The popular password manager service aims to address two potential complications—including one that could be fatal to your saved logins.

(Credit: 1Password)

Rescuing a 1Password account or adding it to a new device is now a little easier, thanks to two new features announced Thursday. 

The first, called Recovery Codes, aims to address the nightmare locked-out scenario of both forgetting an account’s master password and losing the alphanumeric “secret key” that's automatically generated at account creation. 

The service’s security model has historically required access to one of those to get into any individual account, which can leave unfortunate users with no other option than creating a new 1Password account—and then recreating any of the complex passwords they had generated and saved in their old account.

The new recovery codes option for both individual and family accounts adds a backstop to the secret key: a lengthy, randomized alphanumeric code. You can provide that to 1Password through its web app, after which the service will send a one-time code to the email address on file that you can then use to get back into your account, create a new master password, and generate a new secret key. 

The other new 1Password feature, only available in beta but expected to ship later this summer, covers the more common case of adding your 1Password account to a new device. Today, doing so requires typing in your master password and then secret key—or by opening a Setup Code on your mobile device that encapsulates your secret key, then holding that in front of the new device’s camera (if it has one), and finally confirming that with your master password.

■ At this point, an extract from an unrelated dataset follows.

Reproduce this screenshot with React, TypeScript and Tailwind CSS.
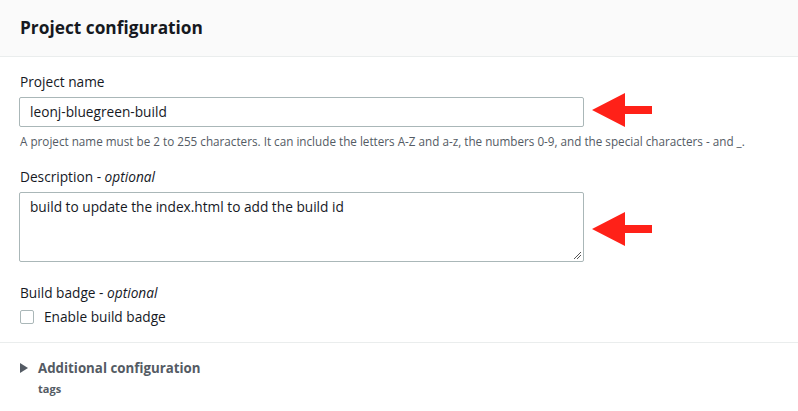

The new option flips that user experience around: You display a special QR code on the new device, then scan that in a phone running a signed-in and unlocked copy of the 1Password mobile app. This has the advantage of being snoop-proof: The QR does not embed any permanent credentials, making it “resistant to screenshots and over-the-shoulder scans,” the company explains. Both devices send temporary cryptographic keys to set up "an end-to-end encrypted relay through our server" in which the old device securely enrolls the new device, a spokesperson explained further.

These moves by 1Password come as the market for password managers is seeing increased competition from established players. For instance, Apple introduced a Passwords app for iOS, macOS, and Windows (but not Android) at its WWDC conference earlier in June. Meanwhile, every password manager still must compete with the inertia or exhaustion that keeps people trying to lighten their login cognitive load by reusing passwords.

Editors' Note: We updated this post with more details about the new-device user experience.